High Operating Leverage for Program Services

The Program Services segment of SNC enjoys very high operating leverage, i.e. an increase in a dollar of additional revenue lead to close to an increase in a dollar of net income. Looking at the revenue and expenses for three and nine months ending September 30, 2015, despite the significant increase in revenue, expenses increase disproportionately.

Though the same cannot be said for the Lender Services Segment, it is fortunate that SNC derives most of its income from the Program Services Segment.
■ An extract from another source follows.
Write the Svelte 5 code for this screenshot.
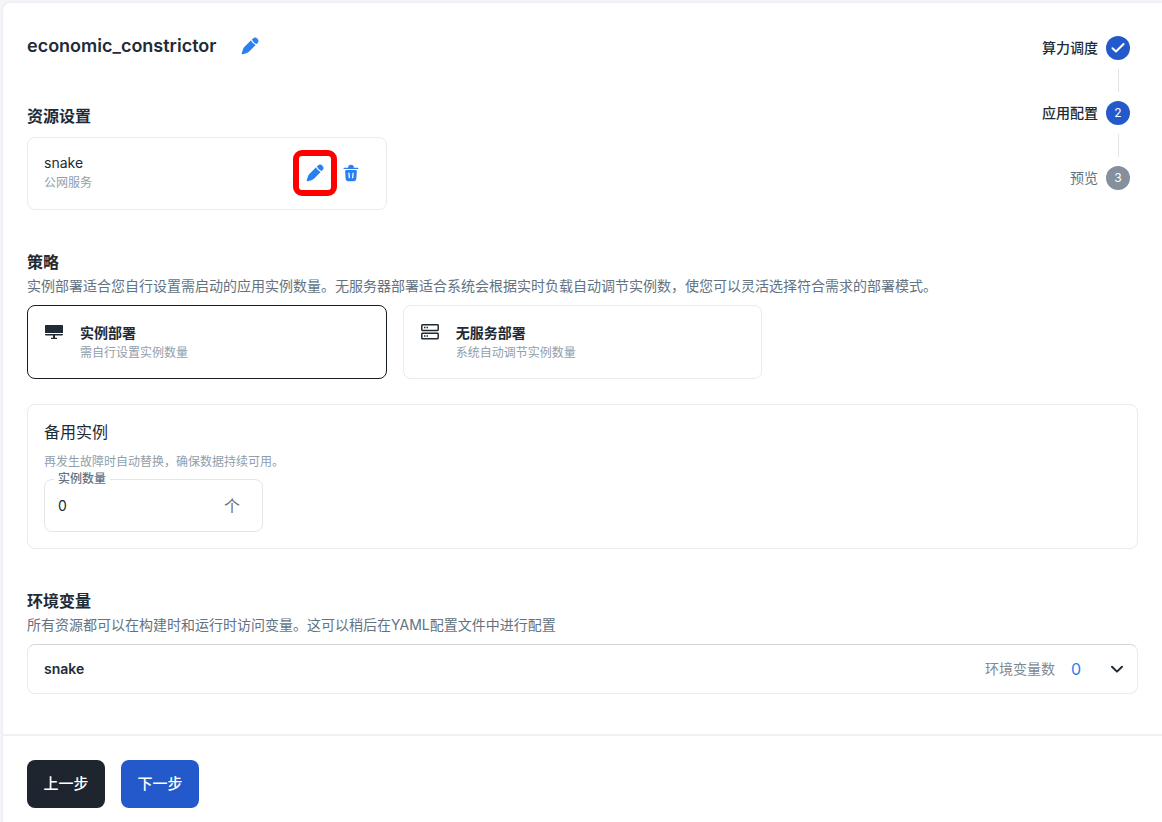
<script>
  let appName = 'economic_constrictor';
  let deployMode = 'instance';
  let spareCount = 0;
  let envOpen = false;

  const steps = [
    { label: '算力调度', state: 'done' },
    { label: '应用配置', state: 'active' },
    { label: '预览', state: 'pending' }
  ];

  const modes = [
    { id: 'instance', title: '实例部署', hint: '需自行设置实例数量' },
    { id: 'serverless', title: '无服务部署', hint: '系统自动调节实例数量' }
  ];
</script>

{#snippet pen()}
  <svg class="icon" viewBox="0 0 24 24" fill="currentColor" aria-hidden="true">
    <path d="m11.4 18.161l7.396-7.396a10.289 10.289 0 0 1-3.326-2.234a10.29 10.29 0 0 1-2.235-3.327L5.839 12.6c-.577.577-.866.866-1.114 1.184a6.556 6.556 0 0 0-.749 1.211c-.173.364-.302.752-.56 1.526l-1.362 4.083a1.06 1.06 0 0 0 1.342 1.342l4.083-1.362c.775-.258 1.162-.387 1.526-.56c.43-.205.836-.456 1.211-.749c.318-.248.607-.537 1.184-1.114m9.448-9.448a3.932 3.932 0 0 0-5.561-5.561l-.887.887l.038.111a8.754 8.754 0 0 0 2.092 3.32a8.754 8.754 0 0 0 3.431 2.13z" />
  </svg>
{/snippet}

<div class="page">
  <main class="panel">
    <div class="content">
      <div class="top">
        <div class="title-row">
          <h1>{appName}</h1>
          <button class="icon-button" type="button" aria-label="编辑名称">{@render pen()}</button>
        </div>

        <section class="resources">
          <h2>资源设置</h2>
          <div class="card-grid">
            <div class="card resource">
              <div class="resource-text">
                <span class="resource-name">snake</span>
                <span class="hint">公网服务</span>
              </div>
              <button class="icon-button marked" type="button" aria-label="编辑">{@render pen()}</button>
              <button class="icon-button" type="button" aria-label="删除">
                <svg class="icon" viewBox="0 0 24 24" fill="currentColor" aria-hidden="true">
                  <path d="M3 6.524c0-.395.327-.714.73-.714h4.788c.006-.842.098-1.995.932-2.793A3.68 3.68 0 0 1 12 2a3.68 3.68 0 0 1 2.55 1.017c.834.798.926 1.951.932 2.793h4.788c.403 0 .73.32.73.714a.722.722 0 0 1-.73.714H3.73A.722.722 0 0 1 3 6.524" />
                  <path fill-rule="evenodd" d="M11.596 22h.808c2.783 0 4.174 0 5.08-.886c.904-.886.996-2.339 1.181-5.245l.267-4.188c.1-1.577.15-2.366-.303-2.865c-.454-.5-1.22-.5-2.753-.5H8.124c-1.533 0-2.3 0-2.753.5c-.454.5-.404 1.288-.303 2.865l.267 4.188c.185 2.906.277 4.36 1.182 5.245c.905.886 2.296.886 5.079.886m-1.35-9.811c-.04-.434-.408-.75-.82-.707c-.413.043-.713.43-.672.864l.5 5.263c.04.434.408.75.82.707c.413-.043.713-.43.672-.864zm4.329-.707c.412.043.713.43.671.864l-.5 5.263c-.04.434-.409.75-.82.707c-.413-.043-.713-.43-.672-.864l.5-5.263c.04-.434.409-.75.82-.707" />
                </svg>
              </button>
            </div>
          </div>
        </section>

        <ol class="stepper">
          {#each steps as step, i}
            <li class="step {step.state}">
              <span class="step-label">{step.label}</span>
              <span class="step-dot">
                {#if step.state === 'done'}
                  <svg viewBox="0 0 24 24" width="24" height="24" fill="none" stroke="currentColor" stroke-width="2" stroke-linecap="round" stroke-linejoin="round" aria-hidden="true">
                    <path d="M6.500 12.200l3.500 3.300L17.600 8" />
                  </svg>
                {:else}
                  {i + 1}
                {/if}
              </span>
            </li>
          {/each}
        </ol>
      </div>

      <section class="strategy">
        <h2>策略</h2>
        <p class="desc">实例部署适合您自行设置需启动的应用实例数量。无服务器部署适合系统会根据实时负载自动调节实例数，使您可以灵活选择符合需求的部署模式。</p>
        <div class="card-grid">
          {#each modes as mode}
            <label class="card mode" class:selected={deployMode === mode.id}>
              <input type="radio" name="deploy-mode" value={mode.id} bind:group={deployMode} />
              {#if mode.id === 'instance'}
                <svg class="icon" viewBox="0 0 20 20" fill="currentColor" aria-hidden="true">
                  <path d="M1.600 3h16.800q.6 0 .6.6V11H1V3.600q0-.6.6-.6zM1 12h18v.6q0 .8-.8.8H11v2.400h2V17H7v-1.200h2v-2.400H1.800q-.8 0-.8-.8z" />
                </svg>
              {:else}
                <svg class="icon" viewBox="0 0 20 20" fill="none" stroke="currentColor" stroke-width="1.500" aria-hidden="true">
                  <rect x="1.800" y="2.800" width="16.400" height="5.600" rx=".7" />
                  <rect x="1.800" y="11.200" width="16.400" height="5.600" rx=".7" />
                  <path d="M4 5.600h1.500M6.500 5.600H8M4 14h1.500M6.500 14H8" />
                </svg>
              {/if}
              <span class="mode-text">
                <span class="mode-title">{mode.title}</span>
                <span class="hint">{mode.hint}</span>
              </span>
            </label>
          {/each}
        </div>
      </section>

      <section class="card spare">
        <h3>备用实例</h3>
        <p class="hint">再发生故障时自动替换，确保数据持续可用。</p>
        <div class="field">
          <label for="spare-count">实例数量</label>
          <input id="spare-count" type="text" inputmode="numeric" bind:value={spareCount} />
          <span class="unit">个</span>
        </div>
      </section>

      <section class="env">
        <h2>环境变量</h2>
        <p class="desc">所有资源都可以在构建时和运行时访问变量。这可以稍后在YAML配置文件中进行配置</p>
        <button class="card accordion" type="button" aria-expanded={envOpen} on:click={() => (envOpen = !envOpen)}>
          <span class="env-name">snake</span>
          <span class="env-label">环境变量数</span>
          <span class="env-count">0</span>
          <svg class="icon" class:open={envOpen} viewBox="0 0 20 20" fill="none" stroke="currentColor" stroke-width="2" stroke-linecap="round" stroke-linejoin="round" aria-hidden="true">
            <path d="M5 7.800l5 4.800l5-4.800" />
          </svg>
        </button>
      </section>
    </div>

    <footer>
      <button class="nav-button dark" type="button">上一步</button>
      <button class="nav-button primary" type="button">下一步</button>
    </footer>
  </main>
</div>

<style>
  :global(body) {
    margin: 0;
    background: #f5f6fa;
  }

  .page {
    box-sizing: border-box;
    min-height: 100vh;
    padding: 3px 0 0 3px;
    display: flex;
    color: #212b36;
    font-family: Inter, "Noto Sans CJK SC", sans-serif;
    font-size: 14px;
    line-height: 20px;
  }

  .page *,
  .page *::before {
    box-sizing: border-box;
  }

  .panel {
    flex: 1;
    min-width: 0;
    background: #fff;
    border-top-left-radius: 8px;
    box-shadow: 0 0 4px rgba(145, 158, 171, 0.2);
  }

  .content {
    padding: 29px 24px 40px;
  }

  h1,
  h2,
  h3,
  p,
  ol {
    margin: 0;
    padding: 0;
  }

  h1 {
    font-size: 18px;
    line-height: 28px;
    font-weight: 600;
  }

  h2 {
    font-size: 16px;
    line-height: 24px;
    font-weight: 600;
  }

  h3 {
    font-size: 16px;
    line-height: 24px;
    font-weight: 400;
  }

  button,
  input {
    font: inherit;
    color: inherit;
  }

  button {
    cursor: pointer;
  }

  .icon {
    display: block;
    flex: none;
    width: 20px;
    height: 20px;
  }

  .icon-button {
    flex: none;
    padding: 0;
    border: 0;
    background: none;
    color: #2a80f0;
  }

  .card {
    border: 1px solid #e9ebee;
    border-radius: 8px;
    background: #fff;
  }

  .card-grid {
    display: grid;
    grid-template-columns: repeat(3, 1fr);
    gap: 16px;
  }

  .desc {
    line-height: 24px;
    color: #637381;
  }

  .hint {
    font-size: 12px;
    line-height: 20px;
    color: #919eab;
  }

  /* title, resources and stepper */
  .top {
    position: relative;
  }

  .title-row {
    display: flex;
    align-items: center;
    gap: 24px;
  }

  .resources {
    margin-top: 44px;
  }

  .resources .card-grid {
    margin-top: 9px;
  }

  .resource {
    display: flex;
    align-items: center;
    padding: 12px 25px 13px 16px;
  }

  .resource-text {
    flex: 1;
    display: flex;
    flex-direction: column;
  }

  .marked {
    display: grid;
    place-items: center;
    width: 44px;
    height: 46px;
    margin-right: 4px;
    border: 6px solid #fe0000;
    border-radius: 9px;
  }

  /* sits over the free right side of the top block */
  .stepper {
    position: absolute;
    top: 4px;
    right: 8px;
    display: flex;
    flex-direction: column;
    gap: 41px;
    list-style: none;
  }

  .step {
    position: relative;
    display: flex;
    justify-content: flex-end;
    align-items: center;
    gap: 8px;
    font-weight: 500;
  }

  .step + .step::before {
    content: '';
    position: absolute;
    right: 11px;
    bottom: 33px;
    height: 23px;
    border-left: 1px solid #e0e3e7;
  }

  .step-dot {
    display: grid;
    place-items: center;
    width: 24px;
    height: 24px;
    border-radius: 50%;
    background: #2359ca;
    color: #fff;
    font-size: 12px;
    font-weight: 400;
  }

  .pending {
    color: #637381;
    font-weight: 400;
  }

  .pending .step-dot {
    background: #84909e;
  }

  /* strategy */
  .strategy {
    margin-top: 40px;
  }

  .strategy .card-grid {
    margin-top: 7px;
  }

  .mode {
    position: relative;
    display: flex;
    gap: 16px;
    padding: 16px 16px 15px;
    cursor: pointer;
  }

  .mode.selected {
    border-color: #161c24;
  }

  .mode input {
    position: absolute;
    opacity: 0;
    margin: 0;
  }

  .mode-text {
    display: flex;
    flex-direction: column;
    padding-top: 1px;
  }

  .mode-title {
    font-weight: 600;
  }

  /* spare instances */
  .spare {
    margin-top: 25px;
    padding: 15px 16px 16px;
  }

  .spare .hint {
    margin-top: 8px;
  }

  .field {
    position: relative;
    display: flex;
    align-items: center;
    width: 219px;
    height: 53px;
    margin-top: 7px;
    padding: 0 22px 0 13px;
    border: 1px solid #e3e6e9;
    border-radius: 8px;
  }

  .field label {
    position: absolute;
    top: -11px;
    left: 9px;
    padding: 0 4px;
    background: #fff;
    color: #637381;
    font-size: 12px;
    line-height: 20px;
    font-weight: 500;
  }

  .field input {
    flex: 1;
    min-width: 0;
    padding: 0;
    border: 0;
    outline: 0;
    background: none;
  }

  .unit {
    color: #637381;
    font-size: 16px;
  }

  /* environment variables */
  .env {
    margin-top: 40px;
  }

  .accordion {
    display: flex;
    align-items: center;
    width: 100%;
    height: 50px;
    margin-top: 7px;
    padding: 0 10px 0 16px;
    border-top-color: #d3d6d9;
    text-align: left;
  }

  .env-name {
    flex: 1;
    font-weight: 600;
  }

  .env-label {
    color: #7d8995;
  }

  .env-count {
    margin: 0 26px 0 16px;
    color: #2a80f0;
    font-size: 16px;
  }

  .open {
    transform: rotate(180deg);
  }

  footer {
    display: flex;
    gap: 16px;
    padding: 24px;
    border-top: 2px solid #f0f1f3;
  }

  .nav-button {
    min-width: 78px;
    height: 48px;
    padding: 0 16px;
    border: 0;
    border-radius: 8px;
    color: #fff;
    font-size: 15px;
    font-weight: 500;
  }

  .dark {
    background: #1e252e;
  }

  .primary {
    background: #2359ca;
  }
</style>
Risk Factors/ Things I do not like


  • Meadowbrook Risk - Customers need SNC when they lack the A.M. Best "A" rating. One of SNC's main customer is Meadowbrook who accounted for 9.3% of SNC's total revenues in 2014. In July 2015, Meadowbrook was sold to Hong Kong's Fosun International Limited and the credit rating for its operating subsidiaries has been upgraded to "bbb+" from "bbb". If Meadowbrook subsequently get upgraded due to better financial positions or Fosun decided to terminate the partnership, SNC's income will be affected.
  • Less rosy outlook for 2016 - The guidance for the Lender Services Segment for FY2015 was revised downwards to $113 - $117 million from $120 - $130 million in November 2015. The outlook for 2016 is $115 - $125 million, implying that the segment is expected to remain stagnant for the next year. Even though the ceding fees for the Program Services Segment was revised upwards in November 2015, the outlook for 2016 was $55 - $65 million, showing that the segment is more likely to contract than expand in the next year. It is contradictory to the favorable industry conditions that the management highlighted, and the poor outlook may be conservative management. Or it may also be that the outlook may be genuinely bad with the current macroeconomics conditions.


Potential trade setup


Since $11 is an important confluence area, I will want to buy the stock as close to that level as possible. Another important point to note is that SNC is scheduled to report its fourth quarter and full year 2015 earnings this Thursday, 10th March, after market closes. Volatility is expected to be higher this week and it may just be possible to snap some shares near the $11 level.